──────── The records ────────
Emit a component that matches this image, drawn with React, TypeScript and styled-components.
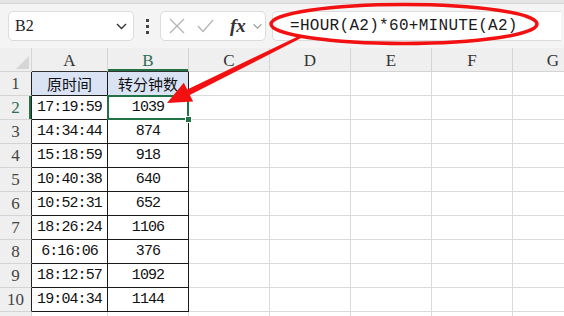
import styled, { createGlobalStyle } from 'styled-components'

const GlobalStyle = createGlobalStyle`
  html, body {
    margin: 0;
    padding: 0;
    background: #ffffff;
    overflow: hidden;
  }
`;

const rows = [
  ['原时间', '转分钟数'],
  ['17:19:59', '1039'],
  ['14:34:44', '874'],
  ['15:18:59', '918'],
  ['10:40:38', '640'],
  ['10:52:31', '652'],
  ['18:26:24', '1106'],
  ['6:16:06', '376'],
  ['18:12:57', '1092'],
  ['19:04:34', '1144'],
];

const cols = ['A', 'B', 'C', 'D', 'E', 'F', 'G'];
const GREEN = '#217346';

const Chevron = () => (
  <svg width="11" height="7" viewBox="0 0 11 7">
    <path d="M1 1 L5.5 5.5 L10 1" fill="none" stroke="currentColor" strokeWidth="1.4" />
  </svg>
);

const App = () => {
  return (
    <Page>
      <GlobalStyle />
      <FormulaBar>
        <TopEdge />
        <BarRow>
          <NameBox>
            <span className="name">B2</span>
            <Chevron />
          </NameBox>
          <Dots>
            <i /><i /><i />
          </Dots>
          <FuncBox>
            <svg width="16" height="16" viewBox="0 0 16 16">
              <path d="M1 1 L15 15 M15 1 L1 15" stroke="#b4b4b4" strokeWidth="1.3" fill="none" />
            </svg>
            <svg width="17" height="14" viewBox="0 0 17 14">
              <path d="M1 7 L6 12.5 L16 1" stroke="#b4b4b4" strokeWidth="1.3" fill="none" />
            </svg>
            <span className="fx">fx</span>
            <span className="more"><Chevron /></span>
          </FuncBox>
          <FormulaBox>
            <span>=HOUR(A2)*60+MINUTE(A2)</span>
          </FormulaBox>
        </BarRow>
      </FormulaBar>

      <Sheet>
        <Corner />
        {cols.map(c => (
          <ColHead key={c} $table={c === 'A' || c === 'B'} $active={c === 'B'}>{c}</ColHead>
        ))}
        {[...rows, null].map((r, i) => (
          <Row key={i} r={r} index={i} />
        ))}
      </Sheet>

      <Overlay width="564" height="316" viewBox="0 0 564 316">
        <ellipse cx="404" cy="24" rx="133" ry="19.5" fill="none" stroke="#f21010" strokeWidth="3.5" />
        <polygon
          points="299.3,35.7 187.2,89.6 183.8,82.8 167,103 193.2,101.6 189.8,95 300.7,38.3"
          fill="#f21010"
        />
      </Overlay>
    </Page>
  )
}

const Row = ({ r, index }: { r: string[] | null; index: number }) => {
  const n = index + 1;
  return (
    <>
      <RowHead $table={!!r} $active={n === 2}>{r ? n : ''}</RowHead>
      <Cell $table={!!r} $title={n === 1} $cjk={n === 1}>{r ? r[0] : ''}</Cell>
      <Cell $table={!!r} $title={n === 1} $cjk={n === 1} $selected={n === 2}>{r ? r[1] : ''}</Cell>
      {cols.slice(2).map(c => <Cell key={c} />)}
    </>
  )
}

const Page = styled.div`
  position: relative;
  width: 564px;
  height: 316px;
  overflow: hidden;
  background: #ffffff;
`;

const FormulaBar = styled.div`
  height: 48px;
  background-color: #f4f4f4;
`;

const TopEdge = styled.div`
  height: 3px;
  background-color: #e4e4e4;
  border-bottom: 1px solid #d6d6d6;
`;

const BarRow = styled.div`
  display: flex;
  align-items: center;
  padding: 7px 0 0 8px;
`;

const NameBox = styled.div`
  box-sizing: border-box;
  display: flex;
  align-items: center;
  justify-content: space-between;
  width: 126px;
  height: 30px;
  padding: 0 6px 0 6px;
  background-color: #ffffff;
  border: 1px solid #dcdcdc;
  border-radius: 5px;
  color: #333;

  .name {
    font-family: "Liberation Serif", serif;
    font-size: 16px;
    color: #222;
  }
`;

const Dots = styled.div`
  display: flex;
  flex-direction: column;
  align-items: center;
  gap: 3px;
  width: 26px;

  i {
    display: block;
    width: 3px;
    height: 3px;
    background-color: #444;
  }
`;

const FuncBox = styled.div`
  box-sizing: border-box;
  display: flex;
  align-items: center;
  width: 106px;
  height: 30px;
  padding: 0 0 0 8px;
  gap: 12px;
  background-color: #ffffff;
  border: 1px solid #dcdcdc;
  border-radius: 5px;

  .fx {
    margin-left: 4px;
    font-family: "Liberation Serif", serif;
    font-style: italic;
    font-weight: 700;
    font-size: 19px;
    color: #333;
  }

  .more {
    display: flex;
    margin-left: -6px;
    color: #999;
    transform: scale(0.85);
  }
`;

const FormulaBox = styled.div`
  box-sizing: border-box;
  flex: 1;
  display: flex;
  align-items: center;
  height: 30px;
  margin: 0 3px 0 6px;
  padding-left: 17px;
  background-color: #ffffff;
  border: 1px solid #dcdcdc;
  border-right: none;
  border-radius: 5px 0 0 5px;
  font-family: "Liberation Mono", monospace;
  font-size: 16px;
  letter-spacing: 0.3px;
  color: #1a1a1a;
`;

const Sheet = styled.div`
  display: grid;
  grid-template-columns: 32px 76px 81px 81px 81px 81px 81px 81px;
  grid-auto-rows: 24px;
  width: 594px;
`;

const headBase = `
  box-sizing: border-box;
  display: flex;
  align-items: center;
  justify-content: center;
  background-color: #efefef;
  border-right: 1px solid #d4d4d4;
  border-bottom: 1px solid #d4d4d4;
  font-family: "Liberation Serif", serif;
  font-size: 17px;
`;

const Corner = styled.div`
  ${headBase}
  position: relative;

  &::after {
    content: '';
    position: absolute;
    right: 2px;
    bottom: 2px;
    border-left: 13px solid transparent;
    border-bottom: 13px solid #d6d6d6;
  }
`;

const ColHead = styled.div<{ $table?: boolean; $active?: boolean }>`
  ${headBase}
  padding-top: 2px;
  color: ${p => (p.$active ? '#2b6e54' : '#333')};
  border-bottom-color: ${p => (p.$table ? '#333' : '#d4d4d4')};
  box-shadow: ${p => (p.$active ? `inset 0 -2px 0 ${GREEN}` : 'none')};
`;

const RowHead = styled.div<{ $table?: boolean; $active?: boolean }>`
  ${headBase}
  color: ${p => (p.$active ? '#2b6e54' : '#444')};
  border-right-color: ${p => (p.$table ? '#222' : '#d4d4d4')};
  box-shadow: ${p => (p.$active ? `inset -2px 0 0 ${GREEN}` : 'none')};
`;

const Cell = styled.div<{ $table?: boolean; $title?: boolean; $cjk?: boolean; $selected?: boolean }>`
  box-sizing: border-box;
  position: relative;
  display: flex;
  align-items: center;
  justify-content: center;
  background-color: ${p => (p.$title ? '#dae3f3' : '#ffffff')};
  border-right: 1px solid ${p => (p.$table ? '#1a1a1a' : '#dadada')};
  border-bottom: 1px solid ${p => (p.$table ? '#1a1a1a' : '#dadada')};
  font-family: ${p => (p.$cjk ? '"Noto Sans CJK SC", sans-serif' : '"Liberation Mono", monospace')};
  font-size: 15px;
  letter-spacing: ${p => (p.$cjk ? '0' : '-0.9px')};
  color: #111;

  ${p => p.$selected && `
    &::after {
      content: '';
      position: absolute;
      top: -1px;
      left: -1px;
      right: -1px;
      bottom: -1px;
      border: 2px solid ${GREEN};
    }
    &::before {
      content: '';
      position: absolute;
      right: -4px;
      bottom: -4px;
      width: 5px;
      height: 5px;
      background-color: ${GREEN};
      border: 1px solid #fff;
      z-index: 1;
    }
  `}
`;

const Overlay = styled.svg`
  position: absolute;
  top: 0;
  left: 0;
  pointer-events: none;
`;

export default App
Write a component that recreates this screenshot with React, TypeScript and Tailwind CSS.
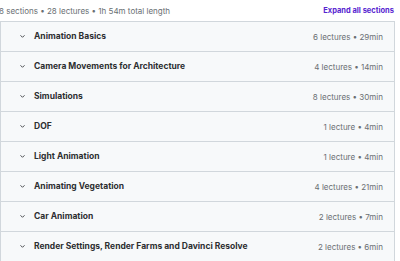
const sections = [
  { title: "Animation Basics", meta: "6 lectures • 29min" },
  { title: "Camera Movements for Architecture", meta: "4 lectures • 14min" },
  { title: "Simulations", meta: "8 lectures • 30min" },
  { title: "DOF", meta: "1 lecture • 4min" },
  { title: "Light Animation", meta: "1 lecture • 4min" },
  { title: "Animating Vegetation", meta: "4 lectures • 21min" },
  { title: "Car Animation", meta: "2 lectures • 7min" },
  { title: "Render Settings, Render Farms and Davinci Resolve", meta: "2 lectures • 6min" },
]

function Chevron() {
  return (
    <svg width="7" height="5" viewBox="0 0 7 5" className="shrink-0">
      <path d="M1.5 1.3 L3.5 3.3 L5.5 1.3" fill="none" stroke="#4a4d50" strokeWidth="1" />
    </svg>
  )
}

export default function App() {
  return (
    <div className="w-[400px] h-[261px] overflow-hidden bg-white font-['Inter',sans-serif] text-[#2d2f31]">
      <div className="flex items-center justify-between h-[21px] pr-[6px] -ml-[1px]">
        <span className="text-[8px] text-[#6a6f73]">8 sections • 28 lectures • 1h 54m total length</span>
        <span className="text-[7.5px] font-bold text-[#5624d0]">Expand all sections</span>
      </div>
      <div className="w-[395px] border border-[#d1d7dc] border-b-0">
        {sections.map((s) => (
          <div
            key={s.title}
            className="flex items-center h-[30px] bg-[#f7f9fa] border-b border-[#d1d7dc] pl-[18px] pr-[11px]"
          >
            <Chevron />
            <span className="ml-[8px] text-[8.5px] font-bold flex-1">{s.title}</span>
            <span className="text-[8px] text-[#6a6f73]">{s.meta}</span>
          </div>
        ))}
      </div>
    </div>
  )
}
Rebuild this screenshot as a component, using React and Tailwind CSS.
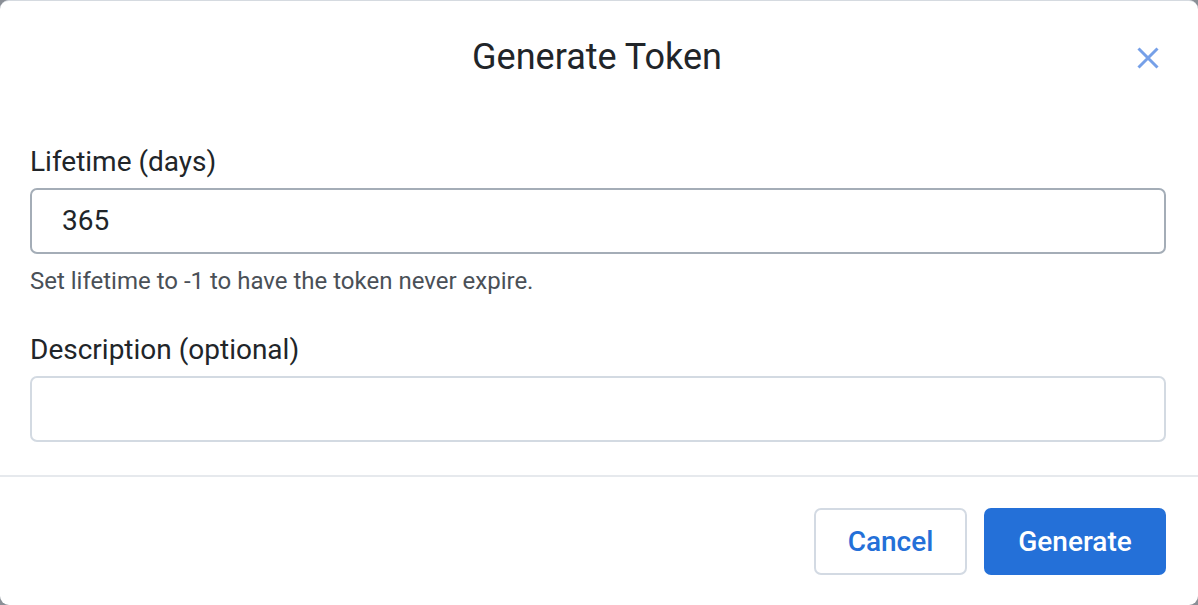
────────
> Work to be completed
From the first line of the listing above, repeat every line through the one holding "</FormulaBar>". Both ends count, and pictures stay out.

> Correct answer
Emit a component that matches this image, drawn with React, TypeScript and styled-components.
import styled, { createGlobalStyle } from 'styled-components'

const GlobalStyle = createGlobalStyle`
  html, body {
    margin: 0;
    padding: 0;
    background: #ffffff;
    overflow: hidden;
  }
`;

const rows = [
  ['原时间', '转分钟数'],
  ['17:19:59', '1039'],
  ['14:34:44', '874'],
  ['15:18:59', '918'],
  ['10:40:38', '640'],
  ['10:52:31', '652'],
  ['18:26:24', '1106'],
  ['6:16:06', '376'],
  ['18:12:57', '1092'],
  ['19:04:34', '1144'],
];

const cols = ['A', 'B', 'C', 'D', 'E', 'F', 'G'];
const GREEN = '#217346';

const Chevron = () => (
  <svg width="11" height="7" viewBox="0 0 11 7">
    <path d="M1 1 L5.5 5.5 L10 1" fill="none" stroke="currentColor" strokeWidth="1.4" />
  </svg>
);

const App = () => {
  return (
    <Page>
      <GlobalStyle />
      <FormulaBar>
        <TopEdge />
        <BarRow>
          <NameBox>
            <span className="name">B2</span>
            <Chevron />
          </NameBox>
          <Dots>
            <i /><i /><i />
          </Dots>
          <FuncBox>
            <svg width="16" height="16" viewBox="0 0 16 16">
              <path d="M1 1 L15 15 M15 1 L1 15" stroke="#b4b4b4" strokeWidth="1.3" fill="none" />
            </svg>
            <svg width="17" height="14" viewBox="0 0 17 14">
              <path d="M1 7 L6 12.5 L16 1" stroke="#b4b4b4" strokeWidth="1.3" fill="none" />
            </svg>
            <span className="fx">fx</span>
            <span className="more"><Chevron /></span>
          </FuncBox>
          <FormulaBox>
            <span>=HOUR(A2)*60+MINUTE(A2)</span>
          </FormulaBox>
        </BarRow>
      </FormulaBar>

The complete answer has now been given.